Unions say the government’s silence on key elements leaves scope for delay, even as the 10-year cycle suggests that the next revision is due in 2026.

Why DA Merger Matters?

The renewed push for DA merger is rooted in historical precedent. The last such merger happened in 2004 before the introduction of the 6th Pay Commission, leading to a notable rise in take-home salaries and pension calculations. Staff bodies argue that the current DA levels have already crossed the threshold that traditionally triggered a merger.

From a financial perspective, a merger would expand the basic pay slab. Since most allowances, housing, transport, pension base, gratuity and provident fund contributions are indexed to basic pay, this creates a cascading benefit. Economists say this explains why the DA–basic merger consistently tops union agendas when inflationary pressures mount.

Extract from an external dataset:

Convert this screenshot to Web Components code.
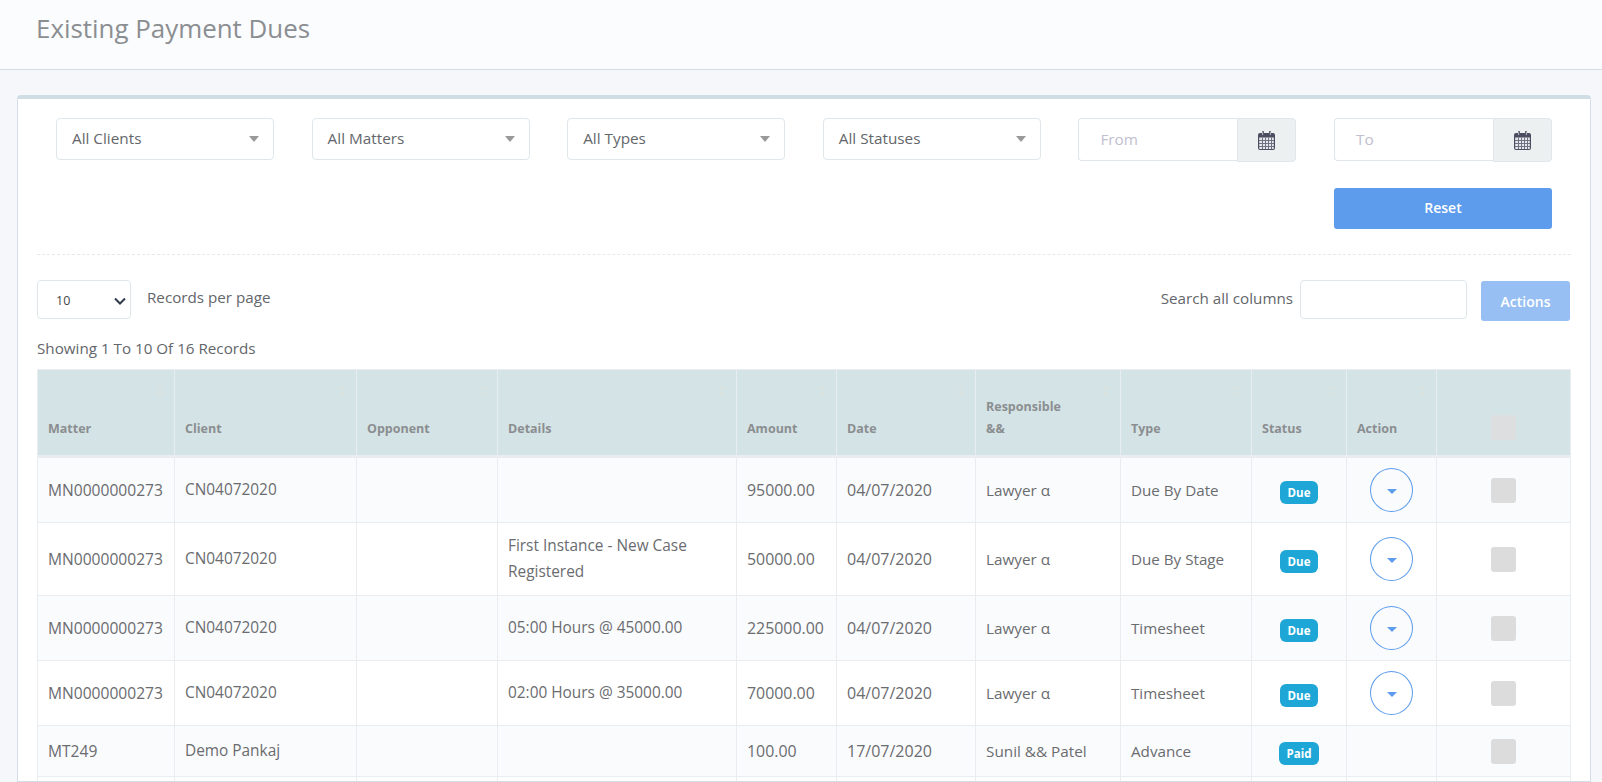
<!DOCTYPE html>
<html>
<head>
<meta charset="utf-8">
<title>Existing Payment Dues</title>
<style>
  html, body { margin: 0; height: 782px; overflow: hidden; background: #f5f7fa; }
  body { font-family: "Open Sans", "Noto Sans", sans-serif; color: #6a6c6f; }
</style>
</head>
<body>
<page-title>Existing Payment Dues</page-title>
<main-card>
  <div slot="filters">
    <filter-select label="All Clients"></filter-select>
    <filter-select label="All Matters"></filter-select>
    <filter-select label="All Types"></filter-select>
    <filter-select label="All Statuses"></filter-select>
    <date-field placeholder="From"></date-field>
    <date-field placeholder="To"></date-field>
    <reset-button style="grid-column:6">Reset</reset-button>
  </div>
  <table-tools slot="tools"></table-tools>
  <dues-table slot="table"></dues-table>
</main-card>

<script>
class PageTitle extends HTMLElement {
  connectedCallback () {
    this.attachShadow({ mode: 'open' })
    this.shadowRoot.innerHTML = `
    <style>
    :host { display: block; height: 69px; background: #fbfcfe; border-bottom: 1px solid #d5dee8; }
    h1 { margin: 0; padding: 11px 0 0 36px; font-size: 25.9px; line-height: 34px; font-weight: 400; color: #8b8e91; }
    </style>
    <h1><slot></slot></h1>`
  }
}

class MainCard extends HTMLElement {
  connectedCallback () {
    this.attachShadow({ mode: 'open' })
    this.shadowRoot.innerHTML = `
    <style>
    :host { display: block; margin: 25px 11px 0 17px; height: 687px; overflow: hidden; box-sizing: border-box; background: #fff; border: 1px solid #d5dee8; border-top: 4px solid #cfdde4; border-radius: 4px 4px 0 0; padding: 19px 19px 0 19px; }
    .rule { border-top: 1px dashed #e6e9ec; margin-top: 25px; }
    ::slotted([slot=filters]) { display: grid; grid-template-columns: repeat(6, 218px); column-gap: 37.6px; row-gap: 27px; padding: 0 0 0 19px; }
    </style>
    <slot name="filters"></slot>
    <div class="rule"></div>
    <slot name="tools"></slot>
    <slot name="table"></slot>`
  }
}

class FilterSelect extends HTMLElement {
  connectedCallback () {
    this.attachShadow({ mode: 'open' })
    this.shadowRoot.innerHTML = `
    <style>
    :host { display: flex; align-items: center; justify-content: space-between; height: 42px; box-sizing: border-box; background: #fff; border: 1px solid #e0e6ea; border-radius: 4px; padding: 0 14px 2px 15px; font-size: 15.3px; color: #63666a; }
    i { width: 0; height: 0; margin-top: 2px; border: 5px solid transparent; border-top: 6px solid #999; border-bottom: 0; }
    </style>
    <span>${this.getAttribute('label')}</span><i></i>`
  }
}

class DateField extends HTMLElement {
  connectedCallback () {
    this.attachShadow({ mode: 'open' })
    this.shadowRoot.innerHTML = `
    <style>
    :host { display: flex; height: 43px; font-size: 15.3px; }
    .in { flex: 1; height: 43px; box-sizing: border-box; background: #fff; border: 1px solid #e0e6ea; border-right: 0; border-radius: 4px 0 0 4px; padding: 0 0 0 21px; line-height: 41px; color: #bfc0d0; }
    .add { width: 59px; height: 44px; box-sizing: border-box; display: flex; align-items: center; justify-content: center; background: #ecf0f1; border: 1px solid #e0e6ea; border-radius: 0 4px 4px 0; }
    </style>
    <div class="in">${this.getAttribute('placeholder')}</div>
    <div class="add">
      <svg width="17" height="19" viewBox="0 0 17 19">
        <path fill="#4a4e60" d="M3 2h1v-1a1 1 0 0 1 2 0v1h5v-1a1 1 0 0 1 2 0v1h2a2 2 0 0 1 2 2v13a2 2 0 0 1-2 2h-13a2 2 0 0 1-2-2v-13a2 2 0 0 1 2-2z"/>
        <path fill="#e6e8ec" d="M1.200 6.500h14.600v10.800a.6.6 0 0 1-.6.6h-13.400a.6.6 0 0 1-.6-.6z"/>
        <path stroke="#6e7282" stroke-width="1" fill="none" d="M1 9.500h15M1 12.500h15M1 15.500h15M4.500 6.500v11.500M7.500 6.500v11.500M10.500 6.500v11.500M13.500 6.500v11.500"/>
        <path fill="#d9dbe0" d="M4.300 1h.8v3h-.8zM11.900 1h.8v3h-.8z"/>
      </svg>
    </div>`
  }
}

class ResetButton extends HTMLElement {
  connectedCallback () {
    this.attachShadow({ mode: 'open' })
    this.shadowRoot.innerHTML = `
    <style>
    :host { display: flex; align-items: center; justify-content: center; height: 41px; box-sizing: border-box; padding-bottom: 2px; background: #5d9cec; border-radius: 3px; color: #fff; font-size: 14px; font-weight: 600; }
    </style>
    <slot></slot>`
  }
}

class TableTools extends HTMLElement {
  connectedCallback () {
    this.attachShadow({ mode: 'open' })
    this.shadowRoot.innerHTML = `
    <style>
    :host { display: block; font-size: 15.2px; color: #63666a; }
    .row { display: flex; align-items: flex-start; padding-top: 25px; height: 41px; }
    .per { width: 94px; height: 39px; box-sizing: border-box; border: 1px solid #e0e6ea; border-radius: 4px; display: flex; align-items: center; justify-content: space-between; padding: 2px 4px 0 18px; font-size: 12.5px; color: #44474a; }
    .label { margin-left: 16px; line-height: 34px; }
    .search { margin-left: auto; line-height: 36px; }
    .box { width: 167px; height: 39px; box-sizing: border-box; margin-left: 7px; border: 1px solid #e0e6ea; border-radius: 4px; }
    .act { width: 89px; height: 40px; margin: 1px 1px 0 14px; display: flex; align-items: center; justify-content: center; background: #97bff3; border-radius: 3px; color: #fff; font-size: 14px; font-weight: 600; }
    .show { line-height: 20px; padding-top: 17px; }
    </style>
    <div class="row">
      <div class="per"><span>10</span>
        <svg width="12" height="8" viewBox="0 0 12 8"><path d="M1 1.500l5 5 5-5" fill="none" stroke="#2f3a4a" stroke-width="2"/></svg>
      </div>
      <span class="label">Records per page</span>
      <span class="search">Search all columns</span>
      <div class="box"></div>
      <div class="act">Actions</div>
    </div>
    <div class="show">Showing 1 To 10 Of 16 Records</div>`
  }
}

class StatusBadge extends HTMLElement {
  connectedCallback () {
    this.attachShadow({ mode: 'open' })
    this.shadowRoot.innerHTML = `
    <style>
    :host { display: inline-flex; align-items: center; height: 23px; padding: 0 7.5px; background: #1ea7d6; border-radius: 6px; color: #fff; font-size: 11.5px; font-weight: 700; }
    </style>
    <slot></slot>`
  }
}

class ActionButton extends HTMLElement {
  connectedCallback () {
    this.attachShadow({ mode: 'open' })
    this.shadowRoot.innerHTML = `
    <style>
    :host { display: inline-flex; align-items: center; justify-content: center; width: 43px; height: 44px; box-sizing: border-box; border: 1px solid #5d9cec; border-radius: 50%; }
    i { width: 0; height: 0; margin-top: 2px; border: 5px solid transparent; border-top: 5px solid #5d9cec; border-bottom: 0; }
    </style>
    <i></i>`
  }
}

class TickBox extends HTMLElement {
  connectedCallback () {
    this.attachShadow({ mode: 'open' })
    this.shadowRoot.innerHTML = `
    <style>
    :host { display: block; width: 25px; height: 25px; margin: auto; background: #dcdcdc; border-radius: 3px; }
    </style>`
  }
}

const dueRows = [
  ['MN0000000273', 'CN04072020', '', '', '95000.00', '04/07/2020', 'Lawyer α', 'Due By Date', 'Due', true, 66],
  ['MN0000000273', 'CN04072020', '', 'First Instance - New Case Registered', '50000.00', '04/07/2020', 'Lawyer α', 'Due By Stage', 'Due', true, 73],
  ['MN0000000273', 'CN04072020', '', '05:00 Hours @ 45000.00', '225000.00', '04/07/2020', 'Lawyer α', 'Timesheet', 'Due', true, 65],
  ['MN0000000273', 'CN04072020', '', '02:00 Hours @ 35000.00', '70000.00', '04/07/2020', 'Lawyer α', 'Timesheet', 'Due', true, 65],
  ['MT249', 'Demo Pankaj', '', '', '100.00', '17/07/2020', 'Sunil && Patel', 'Advance', 'Paid', false, 51],
  ['', '', '', '', '', '', '', '', '', false, 51]
]

class DuesTable extends HTMLElement {
  connectedCallback () {
    this.attachShadow({ mode: 'open' })
    const widths = [137, 182, 141, 239, 100, 139, 145, 131, 95, 90, 134]
    const sizes = [15.6, 15.4, 15.3, 15.4, 15.9, 16, 15.3, 15.2]
    const heads = ['Matter', 'Client', 'Opponent', 'Details', 'Amount', 'Date', 'Responsible<br>&amp;&amp;', 'Type', 'Status', 'Action']
    const sort = '<svg class="sort" width="8" height="10" viewBox="0 0 8 10"><path d="M4 0l4 4H0zM4 10l4-4H0z" fill="#d8e3e2"/></svg>'
    const rowHtml = r => `<tr style="height:${r[10]}px">
      ${r.slice(0, 8).map((c, i) => `<td style="font-size:${sizes[i]}px">${c.replace(/&/g, '&amp;')}</td>`).join('')}
      <td class="mid st">${r[8] ? `<status-badge>${r[8]}</status-badge>` : ''}</td>
      <td class="mid">${r[9] ? '<action-button></action-button>' : ''}</td>
      <td>${r[0] ? '<tick-box></tick-box>' : ''}</td>
    </tr>`
    this.shadowRoot.innerHTML = `
    <style>
    :host { display: block; margin: 11px 0 0 0; font-size: 15.2px; color: #6a6c6f; }
    table { border-collapse: collapse; table-layout: fixed; width: 1533px; }
    th { position: relative; height: 87px; box-sizing: border-box; padding: 0 10px 15px; background: #d4e3e5; border: 1px solid #eaedf0; border-bottom: 3px solid #eaedf0; text-align: left; vertical-align: bottom; font-size: 12.5px; line-height: 22px; font-weight: 700; color: #8b8e91; }
    td { padding: 0 10px; border: 1px solid #eaedf0; line-height: 26px; vertical-align: middle; }
    tbody tr:nth-child(odd) { background: #fafbfd; }
    .mid { text-align: center; padding: 0; }
    .st { padding-top: 2px; }
    .sort { position: absolute; top: 16px; right: 10px; }
    action-button { vertical-align: middle; }
    </style>
    <table>
      <colgroup>${widths.map(w => `<col style="width:${w}px">`).join('')}</colgroup>
      <thead><tr>${heads.map(h => `<th>${h}${sort}</th>`).join('')}<th><tick-box style="background:#dcdedf"></tick-box></th></tr></thead>
      <tbody>${dueRows.map(rowHtml).join('')}</tbody>
    </table>`
  }
}

customElements.define('page-title', PageTitle)
customElements.define('filter-select', FilterSelect)
customElements.define('date-field', DateField)
customElements.define('reset-button', ResetButton)
customElements.define('main-card', MainCard)
customElements.define('table-tools', TableTools)
customElements.define('status-badge', StatusBadge)
customElements.define('action-button', ActionButton)
customElements.define('tick-box', TickBox)
customElements.define('dues-table', DuesTable)
</script>
</body>
</html>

Unions argue that with inflation rising and wage stagnation becoming more visible across grades, interim measures are essential. While the government has confirmed there is no DA-merger proposal under consideration, employee bodies are hopeful that the discussion has only begun.

With the Winter Session of Parliament underway, the 8th CPC debate has become a central storyline for nearly one crore central government employees and pensioners. Workers say that clarity in the early stages of ToR interpretation plays a vital role in ensuring that the 2026 pay revision does not suffer procedural delays.

For pensioners in particular, DR-linked income is tightly tied to monthly household budgets. Any uncertainty around DA or DR adjustments directly affects their financial security. 

As legislative questions, union memoranda, and departmental assessments continue to pile up, the government’s stance will likely determine the pace of the 8th CPC process over the next year.

 For now, the Centre’s clarification rules out an immediate DA–basic merger, but the broader questions around pay revision, pension equity and inflation-linked allowances remain very much alive.

With millions watching closely, the coming months will reveal whether the 8th Pay Commission can meet expectations—or whether the debate will sharpen as 2026 approaches.